Dans votre biographie, vous dites que vous avez découvert la danse contemporaine de manière abrupte et inattendue. Comment ça c’est passé ?
Abrupte parce que ce n’était absolument pas prémédité. Ce n’est pas un intérêt qui a grandi. Inattendue parce qu’à l’époque je faisais des études d’histoire. Je n’avais pas du tout un bagage culturel et en 2001 j’ai vu un spectacle de danse, c’était Drumming d’Anne Teresa De Keersmaeker. Ça a été un ovni pour moi dans ma vie, dans ce que j’avais coutume de voir, de percevoir. C’est la première fois que je me suis senti touché et dérangé physiquement par quelque chose que je voyais. Ce ressenti kynéstésique m’intéresse toujours. Comment le mouvement se transmet du plateau au spectateur ? J’ai le souvenir que durant cette représentation je suivais le rythme de Steve Reich avec mon corps et ma tête. En fait c’est ça qui m’intéresse, c’est ça qui m’a touché, cette porosité entre le plateau et le public.
Quel était votre objectif quand vous avez commencé vos études d’histoire ?

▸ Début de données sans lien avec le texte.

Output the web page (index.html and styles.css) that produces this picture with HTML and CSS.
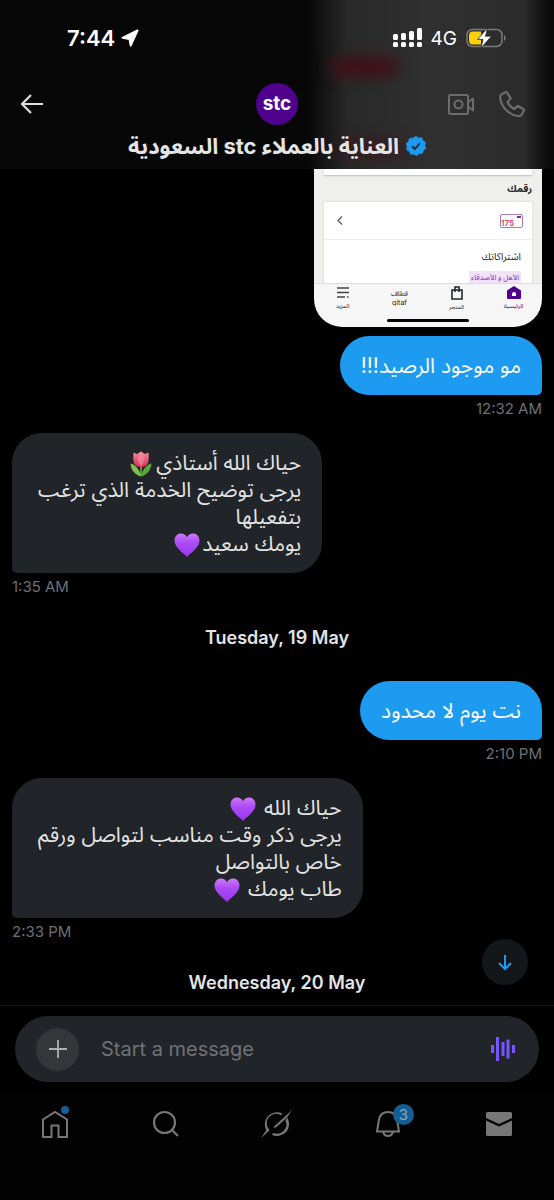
FILE: index.html
```html
<!DOCTYPE html>
<html lang="en">
<head>
<meta charset="utf-8">
<meta name="viewport" content="width=device-width, initial-scale=1">
<title>Messages</title>
<link rel="stylesheet" href="styles.css">
</head>
<body>
<svg class="defs" aria-hidden="true">
  <defs>
    <linearGradient id="heartFill" x1="0" y1="0" x2="0" y2="1"><stop offset="0" stop-color="#cf79f6"/><stop offset=".4" stop-color="#ac4cf5"/><stop offset="1" stop-color="#9a36ee"/></linearGradient>
    <linearGradient id="petal" x1="0" y1="0" x2="0" y2="1"><stop offset="0" stop-color="#f38aa0"/><stop offset="1" stop-color="#d92f55"/></linearGradient>
    <symbol id="heart" viewBox="0 0 26 26"><path fill="url(#heartFill)" d="M13 25C9 20.500.5 15.500.5 8.500.5 4.200 3.500 1.500 7 1.500c2.700 0 4.900 1.500 6 3.800 1.100-2.300 3.300-3.800 6-3.800 3.500 0 6.500 2.700 6.500 7C25.500 15.500 17 20.500 13 25z"/></symbol>
  </defs>
</svg>
<div class="app">
  <header class="top">
    <div class="glow" aria-hidden="true"><i class="spot spot-a"></i><i class="spot spot-b"></i></div>
    <div class="status">
      <div class="clock">7:44
        <svg width="18" height="18" viewBox="0 0 18 18" aria-hidden="true"><path fill="#fff" stroke="#fff" stroke-width="2" stroke-linejoin="round" d="M16.500 1.500 1.500 8.800l7 1.200 1.200 6.500z"/></svg>
      </div>
      <div class="signals">
        <svg width="29" height="20" viewBox="0 0 29 20" fill="#fff" aria-hidden="true"><rect x="0" y="6" width="5" height="6" rx="1.500"/><rect x="8" y="5" width="5" height="7" rx="1.500"/><rect x="16" y="3" width="5" height="9" rx="1.500"/><rect x="24" y="0" width="5" height="12" rx="1.500"/><rect x="0" y="14" width="5" height="5" rx="1.500"/><rect x="8" y="14" width="5" height="5" rx="1.500"/><rect x="16" y="14" width="5" height="5" rx="1.500"/><rect x="24" y="14" width="5" height="5" rx="1.500"/></svg>
        <span>4G</span>
        <svg width="40" height="20" viewBox="0 0 40 20" aria-hidden="true"><rect x="1" y="1.500" width="35" height="17" rx="5.500" fill="none" stroke="#7b7b7b" stroke-width="1.500"/><path d="M38 7c2 1 2 5 0 6z" fill="#7b7b7b"/><path d="M7 3.500h8v13H7a4 4 0 0 1-4-4v-5a4 4 0 0 1 4-4z" fill="#fbd10a"/><path d="M21.500 0 11.500 11.500h5.500L15 20 25.500 8.200h-6z" fill="#fff" stroke="#2b2b2b" stroke-width=".8" stroke-linejoin="round"/></svg>
      </div>
    </div>
    <div class="bar">
      <button class="plain back" aria-label="Back"><svg width="24" height="22" viewBox="0 0 24 22" fill="none" stroke="#e0e0e0" stroke-width="2.200"><path d="M23 11H2M11 2l-9 9 9 9"/></svg></button>
      <div class="avatar" role="img" aria-label="stc"><span>stc</span></div>
      <div class="calls">
        <button class="plain" aria-label="Video call"><svg width="28" height="24" viewBox="0 0 28 24" fill="none" stroke="#6c6c6c" stroke-width="2"><rect x="2" y="3" width="19" height="19" rx="1.500"/><circle cx="11.500" cy="12.500" r="4"/><path d="M21 10.500l5-4v12l-5-4" stroke-linejoin="round"/></svg></button>
        <button class="plain" aria-label="Call"><svg width="28" height="28" viewBox="0 0 28 28" fill="none" stroke="#6c6c6c" stroke-width="2.200" stroke-linejoin="round"><path d="M8.500 1.800 3.600 4.200C2.200 5 2 6.700 2.200 8.300 3.500 17 11 24.800 19.800 26c1.700.2 3.300-.2 4-1.600l2.400-4.700-6.400-4-3.600 3.400c-3-1.500-5.400-4-6.700-6.900l3.200-3.800z"/></svg></button>
      </div>
    </div>
    <h1 class="title" dir="rtl">
      <svg width="20" height="20" viewBox="0 0 20 20" role="img" aria-label="Verified"><path fill="#1d9bf0" d="M10 .3 12.600 1.900 15.700 1.800 17 4.600 19.500 6.500 18.900 9.500 19.800 12.500 17.400 14.500 16.300 17.400 13.200 17.700 10.600 19.600 7.800 18.200 4.700 18.200 3.300 15.400.7 13.700 1.100 10.600.2 7.600 2.500 5.500 3.500 2.500 6.600 2.200z" stroke="#1d9bf0" stroke-width=".6" stroke-linejoin="round"/><path d="M6 10.200l2.800 2.800L14 7.200" fill="none" stroke="#26313a" stroke-width="2"/></svg>
      <span>العناية بالعملاء stc السعودية</span>
    </h1>
  </header>

  <main class="thread">
    <figure class="shot" dir="rtl">
      <div class="shot-body">
        <div class="sheet-end"></div>
        <div class="shot-label">رقمك</div>
        <div class="sheet">
          <div class="sheet-row">
            <div class="sim"><b>175</b><i></i></div>
            <svg width="6" height="9" viewBox="0 0 6 9" fill="none" stroke="#555" stroke-width="1.200" aria-hidden="true"><path d="M5 .5 1 4.500l4 4"/></svg>
          </div>
          <div class="sheet-subs"><div>اشتراكاتك</div><span class="chip">الأهل و الأصدقاء</span></div>
        </div>
      </div>
      <div class="shot-tabs">
        <div class="tab on"><svg width="14" height="13" viewBox="0 0 14 13"><path fill="#4f008c" d="M7 0l7 4.500V12a1 1 0 0 1-1 1H1a1 1 0 0 1-1-1V4.500z"/><path fill="#fff" d="M5 10V8a2 2 0 0 1 4 0v2z"/></svg>الرئيسية</div>
        <div class="tab"><svg width="12" height="14" viewBox="0 0 12 14" fill="none" stroke="#25252e" stroke-width="1.600"><path d="M1 4h10v9H1zM4 6V1h4v5"/></svg>المتجر</div>
        <div class="tab brand"><span>قطاف</span><span>qitaf</span></div>
        <div class="tab"><svg width="12" height="13" viewBox="0 0 12 13" fill="none" stroke="#444" stroke-width="1.300"><path d="M0 2h12M0 6.500h12M0 11h8M10 11h1.500"/></svg>المزيد</div>
      </div>
      <div class="home-bar"></div>
    </figure>

    <div class="msg mine"><p class="bubble" dir="rtl">مو موجود الرصيد!!!</p><time>12:32 AM</time></div>

    <div class="msg theirs"><p class="bubble" dir="rtl">حياك الله أستاذي<svg class="emoji" viewBox="0 0 26 26" role="img" aria-label="Tulip"><path d="M12 12h2v13h-2z" fill="#4f9a35"/><path fill="#7fc04a" d="M13 25.500C11.500 17.500 7 13.500 2.500 12.500c.5 6.500 4 11 10.500 13z"/><path fill="#5da63c" d="M13 25.500c1.500-8 6-12 10.500-13-.5 6.500-4 11-10.500 13z"/><path fill="url(#petal)" d="M5.500 1.500 9 3l4-2.500L17 3l3.500-1.500C21 8 21.500 16 13 16S5 8 5.500 1.500z"/><path fill="#f590a6" d="M13 .5c4 4 4 10 0 15-4-5-4-11 0-15z" opacity=".65"/></svg><br>يرجى توضيح الخدمة الذي ترغب<br>بتفعيلها<br>يومك سعيد<svg class="emoji" role="img" aria-label="Purple heart"><use href="#heart"/></svg></p><time>1:35 AM</time></div>

    <h2 class="day">Tuesday, 19 May</h2>

    <div class="msg mine"><p class="bubble" dir="rtl">نت يوم لا محدود</p><time>2:10 PM</time></div>

    <div class="msg theirs"><p class="bubble" dir="rtl">حياك الله <svg class="emoji" role="img" aria-label="Purple heart"><use href="#heart"/></svg><br>يرجى ذكر وقت مناسب لتواصل ورقم<br>خاص بالتواصل<br>طاب يومك <svg class="emoji" role="img" aria-label="Purple heart"><use href="#heart"/></svg></p><time>2:33 PM</time></div>

    <h2 class="day last">Wednesday, 20 May</h2>
    <button class="jump" aria-label="Scroll to latest"><svg width="14" height="17" viewBox="0 0 14 17" fill="none" stroke="#1d9bf0" stroke-width="2"><path d="M7 1v14M1 9l6 6 6-6"/></svg></button>
  </main>

  <form class="composer">
    <div class="field">
      <button type="button" class="plus" aria-label="Add attachment"><svg width="18" height="18" viewBox="0 0 18 18" stroke="#aeb0b2" stroke-width="1.800"><path d="M9 0v18M0 9h18"/></svg></button>
      <input type="text" placeholder="Start a message" aria-label="Start a message">
      <button type="button" class="plain" aria-label="Voice message"><svg width="24" height="24" viewBox="0 0 24 24" fill="#7856ff"><rect x="0" y="8" width="3" height="8"/><rect x="5" y="0" width="3" height="24"/><rect x="10.500" y="5" width="3" height="14"/><rect x="15.500" y="2.500" width="3" height="19"/><rect x="21" y="8" width="3" height="8"/></svg></button>
    </div>
  </form>

  <nav class="nav" aria-label="Main">
    <a href="#" aria-label="Home"><svg width="28" height="28" viewBox="0 0 28 28" fill="none" stroke="#777" stroke-width="2"><path d="M2 9.500 14 2l12 7.500V27h-8.500V15.500h-7V27H2z"/></svg><i class="dot"></i></a>
    <a href="#" aria-label="Search"><svg width="28" height="28" viewBox="0 0 28 28" fill="none" stroke="#777" stroke-width="2.200"><circle cx="12.500" cy="12.500" r="10.500"/><path d="M20 20l6 6"/></svg></a>
    <a href="#" aria-label="Grok"><svg width="32" height="30" viewBox="0 0 32 30"><path fill="#777" d="M21.500 4.700A12 12 0 0 0 6.200 22.500l2-2A9.300 9.300 0 0 1 19.800 6.200z"/><path fill="#777" d="M26.200 8.500a12 12 0 0 1-15.500 17.200l1.900-1.700A9.300 9.300 0 0 0 24.500 11.500z"/><path fill="#777" d="M12 18.500 31 1 26 8.500 15 18.500zM0 29l6.500-9.500 2 2z"/></svg></a>
    <a href="#" aria-label="Notifications, 3 new"><svg width="26" height="28" viewBox="0 0 26 28" fill="none" stroke="#777" stroke-width="2"><path d="M2 21.500 4 9.500C5 4.500 8.500 2 13 2s8 2.500 9 7.500l2 12zM8 21.500c.7 3 2.500 4.500 5 4.500s4.300-1.500 5-4.500"/></svg><span class="badge">3</span></a>
    <a href="#" aria-label="Messages"><svg width="26" height="24" viewBox="0 0 26 24" fill="#777"><path d="M1.500 0h23A1.500 1.500 0 0 1 26 1.500V6l-13 6L0 6V1.500A1.500 1.500 0 0 1 1.500 0z"/><path d="M0 8.500l13 6 13-6v14a1.500 1.500 0 0 1-1.500 1.500h-23A1.500 1.500 0 0 1 0 22.500z"/></svg></a>
  </nav>
</div>
</body>
</html>
```
FILE: styles.css
```css
* { box-sizing: border-box; }
body {
  margin: 0;
  background: #000;
  color: #e3e4e5;
  font-family: Inter, "Noto Sans Arabic", "DejaVu Sans", sans-serif;
}
.defs { position: absolute; width: 0; height: 0; }
button { border: 0; padding: 0; cursor: pointer; font: inherit; }
svg { display: block; flex: none; }
.plain { background: none; }
.app { min-height: 100vh; display: flex; flex-direction: column; }

.top { position: relative; padding: 24px 20px 9px; background: #070707; overflow: hidden; }
.top > * { position: relative; }
.top .glow {
  position: absolute;
  inset: -20px 0 -20px auto;
  width: 246px;
  background: linear-gradient(90deg, #070707, #292929 16%, #303030 50%, #2b2b2b 88%, #0a0a0a 98%);
}
.spot { position: absolute; width: 68px; height: 20px; border-radius: 10px; background: #401018; filter: blur(7px); }
.spot-a { left: 22px; top: 77px; }
.spot-b { left: 30px; top: 158px; opacity: .6; }
.status { display: flex; justify-content: space-between; align-items: center; height: 28px; padding: 0 28px 0 47px; }
.clock { display: flex; align-items: center; gap: 6px; color: #fff; font-size: 22px; font-weight: 600; }
.signals { display: flex; align-items: center; gap: 9px; color: #fff; font-size: 19px; }
.bar { display: grid; grid-template-columns: 1fr auto 1fr; align-items: center; margin-top: 31px; }
.back { justify-self: start; }
.avatar {
  width: 42px; height: 42px; border-radius: 50%;
  background: #4f008c; color: #fff;
  display: grid; place-items: center;
  font-size: 19px; font-weight: 700; line-height: 20px;
}
.calls { justify-self: end; display: flex; align-items: center; gap: 23px; padding-right: 8px; }
.title {
  display: flex; justify-content: center; align-items: center; gap: 7px;
  margin: 6px 0 0; height: 29px;
  font-size: 22px; font-weight: 700; line-height: 28px; white-space: nowrap;
}

.thread { position: relative; flex: 1; padding: 0 12px 10px; display: flex; flex-direction: column; }
.shot {
  align-self: flex-end; width: 228px; margin: 0 0 9px;
  border-radius: 0 0 28px 28px; overflow: hidden;
  background: #f6f6f6; color: #25252e;
}
.shot-body { background: #eff0ec; padding: 0 10px; }
.sheet-end { height: 6px; background: #fff; box-shadow: 0 1px 2px #bbb; }
.shot-label { height: 27px; line-height: 26px; font-size: 10px; font-weight: 700; }
.sheet { background: #fff; box-shadow: 0 0 2px #ccc; }
.sheet-row { display: flex; justify-content: space-between; align-items: center; height: 38px; padding: 0 9px 0 13px; border-bottom: 1px solid #eee; }
.sim { display: flex; justify-content: space-between; width: 23px; height: 14px; border: 1px solid #a77bb5; border-radius: 2px; direction: ltr; }
.sim b { color: #e0405c; font-size: 8px; line-height: 16px; font-weight: 600; }
.sim i { width: 4px; height: 2px; margin: 1px; background: #6a3a8c; }
.sheet-subs { height: 43px; padding: 5px 11px 0; font-size: 10px; line-height: 22px; overflow: hidden; }
.chip { display: block; width: fit-content; margin-top: 4px; padding: 0 2px; background: #f1e4f8; color: #a05ac8; font-size: 7px; line-height: 14px; font-weight: 600; }
.shot-tabs { display: grid; grid-template-columns: repeat(4, 1fr); border-top: 1px solid #ddd; padding-top: 2px; height: 35px; }
.tab { display: flex; flex-direction: column; align-items: center; gap: 2px; font-size: 6px; line-height: 10px; }
.tab.on { color: #4f008c; }
.tab.brand { gap: 0; padding-top: 3px; font-size: 7px; line-height: 9px; }
.home-bar { width: 82px; height: 3px; margin: 1px auto 5px; border-radius: 2px; background: #000; }

.msg { display: flex; flex-direction: column; margin-bottom: 14px; }
.mine { align-items: flex-end; }
.theirs { align-items: flex-start; }
.bubble { margin: 0; padding: 16px 21px; border-radius: 30px; font-size: 21px; line-height: 27px; max-width: 90%; }
.mine .bubble { background: #1d9bf0; color: #fff; border-bottom-right-radius: 5px; }
.theirs .bubble { padding-left: 26px; background: #212428; border-bottom-left-radius: 5px; }
.emoji { display: inline-block; width: 26px; height: 26px; margin: -4px 2px; vertical-align: -3px; }
time { margin-top: 4px; color: #6d7074; font-size: 15px; line-height: 20px; }
.day { margin: 15px 0 31px; text-align: center; font-size: 18px; line-height: 24px; font-weight: 600; }
.day.last { margin-bottom: 0; }
.jump {
  position: absolute; right: 26px; bottom: 20px;
  width: 46px; height: 46px; border-radius: 50%;
  background: #14171a; display: grid; place-items: center;
}

.composer { border-top: 1px solid #191a1b; padding: 10px 15px; }
.field { display: flex; align-items: center; gap: 22px; height: 66px; padding: 0 24px 0 21px; border-radius: 33px; background: #212428; }
.plus { width: 43px; height: 43px; border-radius: 50%; background: #33373a; display: grid; place-items: center; flex: none; }
.field input { flex: 1; min-width: 0; padding: 0; border: 0; outline: 0; background: none; color: #e3e4e5; font: 20px/28px Inter, sans-serif; }
.field input::placeholder { color: #6f7276; opacity: 1; }

.nav { display: grid; grid-template-columns: repeat(5, 1fr); background: #020202; padding: 17px 0 61px; }
.nav a { position: relative; display: grid; place-items: center; height: 30px; text-decoration: none; }
.dot { position: absolute; left: calc(50% + 6px); top: -3px; width: 8px; height: 8px; border-radius: 50%; background: #135f95; }
.badge {
  position: absolute; left: calc(50% + 5px); top: -5px;
  width: 21px; height: 21px; border-radius: 50%;
  background: #135f95; color: #8fa6b6; font-size: 15px; line-height: 21px; text-align: center;
}
```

L’année qui a suivi ce spectacle, j’ai entamé une thèse avec un sujet de recherche éminemment associé au corps, à la sexualité. Je travaillais sur les représentations masculines de la sexualité féminine autour de la bestialité, la sauvagerie et ses implications politiques. J’avais déjà une obsession pour le corps, toutes les représentations du corps et tous les enjeux qui peuvent y être associés. J’ai arrêté très rapidement car j’avais envie de plonger complétement dans le mouvement, dans la danse.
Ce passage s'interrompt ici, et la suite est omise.